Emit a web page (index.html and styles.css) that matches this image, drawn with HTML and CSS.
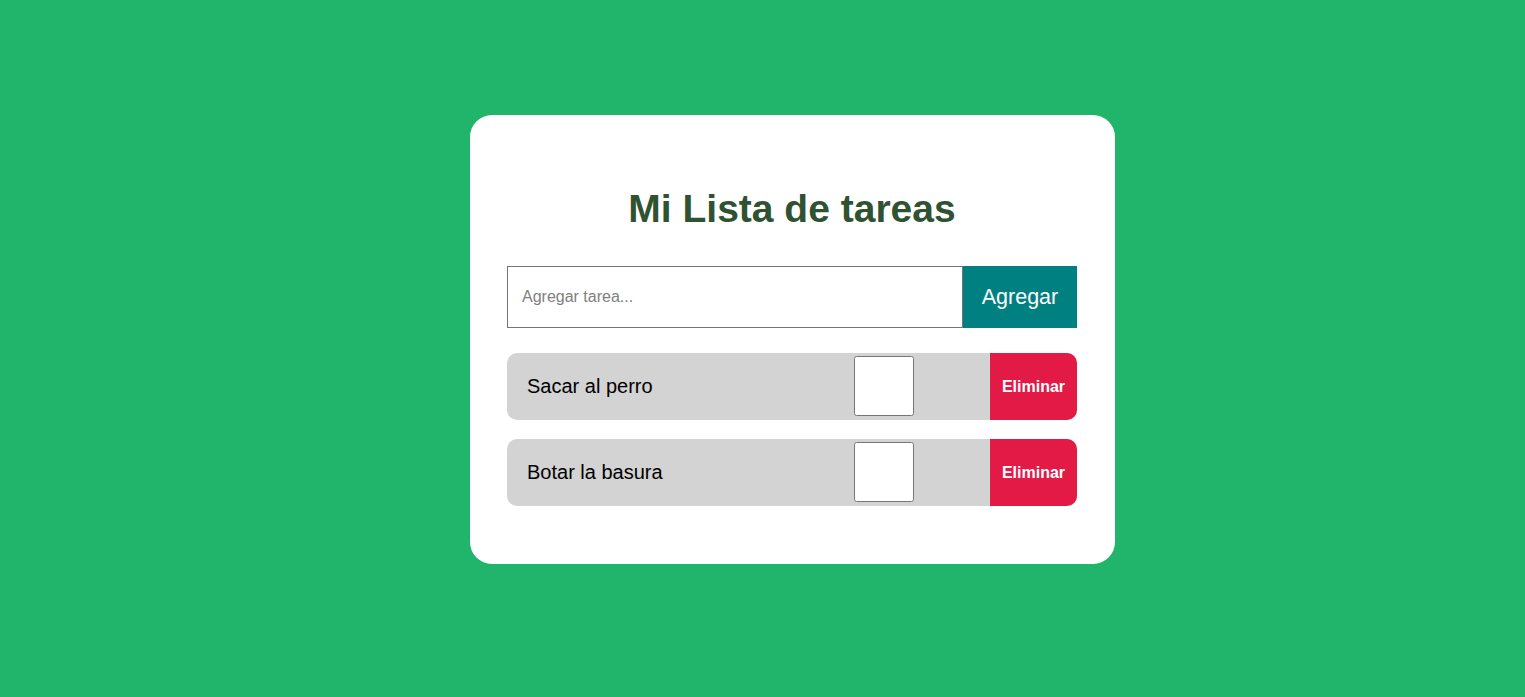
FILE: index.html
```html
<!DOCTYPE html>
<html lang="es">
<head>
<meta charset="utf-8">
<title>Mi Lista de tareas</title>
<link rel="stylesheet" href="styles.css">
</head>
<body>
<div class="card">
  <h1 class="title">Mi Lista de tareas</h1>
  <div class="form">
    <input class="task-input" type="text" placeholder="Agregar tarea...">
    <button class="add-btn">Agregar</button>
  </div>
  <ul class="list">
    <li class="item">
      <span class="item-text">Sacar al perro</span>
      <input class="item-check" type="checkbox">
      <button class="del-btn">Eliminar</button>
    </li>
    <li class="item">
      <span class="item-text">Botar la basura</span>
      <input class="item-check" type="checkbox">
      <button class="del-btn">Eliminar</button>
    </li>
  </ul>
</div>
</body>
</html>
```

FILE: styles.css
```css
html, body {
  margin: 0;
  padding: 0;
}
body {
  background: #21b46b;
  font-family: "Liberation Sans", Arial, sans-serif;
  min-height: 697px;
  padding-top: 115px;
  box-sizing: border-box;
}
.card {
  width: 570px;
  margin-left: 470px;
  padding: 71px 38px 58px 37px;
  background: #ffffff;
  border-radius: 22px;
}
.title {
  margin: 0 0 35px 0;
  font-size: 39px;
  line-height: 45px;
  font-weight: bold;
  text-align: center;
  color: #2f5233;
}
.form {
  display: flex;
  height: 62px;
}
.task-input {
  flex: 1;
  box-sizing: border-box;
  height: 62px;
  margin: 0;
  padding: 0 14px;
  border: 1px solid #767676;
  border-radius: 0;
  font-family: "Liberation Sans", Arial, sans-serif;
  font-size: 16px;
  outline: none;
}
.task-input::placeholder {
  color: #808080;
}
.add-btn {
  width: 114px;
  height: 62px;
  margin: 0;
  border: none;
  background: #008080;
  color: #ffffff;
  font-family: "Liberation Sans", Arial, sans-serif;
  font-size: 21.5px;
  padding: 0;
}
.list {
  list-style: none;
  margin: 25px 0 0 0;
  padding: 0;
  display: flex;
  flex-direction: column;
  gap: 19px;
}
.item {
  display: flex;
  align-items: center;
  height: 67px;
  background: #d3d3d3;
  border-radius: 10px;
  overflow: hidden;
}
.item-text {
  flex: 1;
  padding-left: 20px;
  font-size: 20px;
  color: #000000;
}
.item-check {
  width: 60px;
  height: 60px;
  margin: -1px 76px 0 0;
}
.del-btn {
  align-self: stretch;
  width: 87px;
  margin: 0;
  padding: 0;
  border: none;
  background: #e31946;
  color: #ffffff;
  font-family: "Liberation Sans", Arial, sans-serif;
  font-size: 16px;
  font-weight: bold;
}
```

····················

■ TASK INSTRUCTIONS:
Copy every line of the data word for word, omitting the images.

■ EXERCISE ANSWER:
Emit a web page (index.html and styles.css) that matches this image, drawn with HTML and CSS.
FILE: index.html
```html
<!DOCTYPE html>
<html lang="es">
<head>
<meta charset="utf-8">
<title>Mi Lista de tareas</title>
<link rel="stylesheet" href="styles.css">
</head>
<body>
<div class="card">
  <h1 class="title">Mi Lista de tareas</h1>
  <div class="form">
    <input class="task-input" type="text" placeholder="Agregar tarea...">
    <button class="add-btn">Agregar</button>
  </div>
  <ul class="list">
    <li class="item">
      <span class="item-text">Sacar al perro</span>
      <input class="item-check" type="checkbox">
      <button class="del-btn">Eliminar</button>
    </li>
    <li class="item">
      <span class="item-text">Botar la basura</span>
      <input class="item-check" type="checkbox">
      <button class="del-btn">Eliminar</button>
    </li>
  </ul>
</div>
</body>
</html>
```

FILE: styles.css
```css
html, body {
  margin: 0;
  padding: 0;
}
body {
  background: #21b46b;
  font-family: "Liberation Sans", Arial, sans-serif;
  min-height: 697px;
  padding-top: 115px;
  box-sizing: border-box;
}
.card {
  width: 570px;
  margin-left: 470px;
  padding: 71px 38px 58px 37px;
  background: #ffffff;
  border-radius: 22px;
}
.title {
  margin: 0 0 35px 0;
  font-size: 39px;
  line-height: 45px;
  font-weight: bold;
  text-align: center;
  color: #2f5233;
}
.form {
  display: flex;
  height: 62px;
}
.task-input {
  flex: 1;
  box-sizing: border-box;
  height: 62px;
  margin: 0;
  padding: 0 14px;
  border: 1px solid #767676;
  border-radius: 0;
  font-family: "Liberation Sans", Arial, sans-serif;
  font-size: 16px;
  outline: none;
}
.task-input::placeholder {
  color: #808080;
}
.add-btn {
  width: 114px;
  height: 62px;
  margin: 0;
  border: none;
  background: #008080;
  color: #ffffff;
  font-family: "Liberation Sans", Arial, sans-serif;
  font-size: 21.5px;
  padding: 0;
}
.list {
  list-style: none;
  margin: 25px 0 0 0;
  padding: 0;
  display: flex;
  flex-direction: column;
  gap: 19px;
}
.item {
  display: flex;
  align-items: center;
  height: 67px;
  background: #d3d3d3;
  border-radius: 10px;
  overflow: hidden;
}
.item-text {
  flex: 1;
  padding-left: 20px;
  font-size: 20px;
  color: #000000;
}
.item-check {
  width: 60px;
  height: 60px;
  margin: -1px 76px 0 0;
}
.del-btn {
  align-self: stretch;
  width: 87px;
  margin: 0;
  padding: 0;
  border: none;
  background: #e31946;
  color: #ffffff;
  font-family: "Liberation Sans", Arial, sans-serif;
  font-size: 16px;
  font-weight: bold;
}
```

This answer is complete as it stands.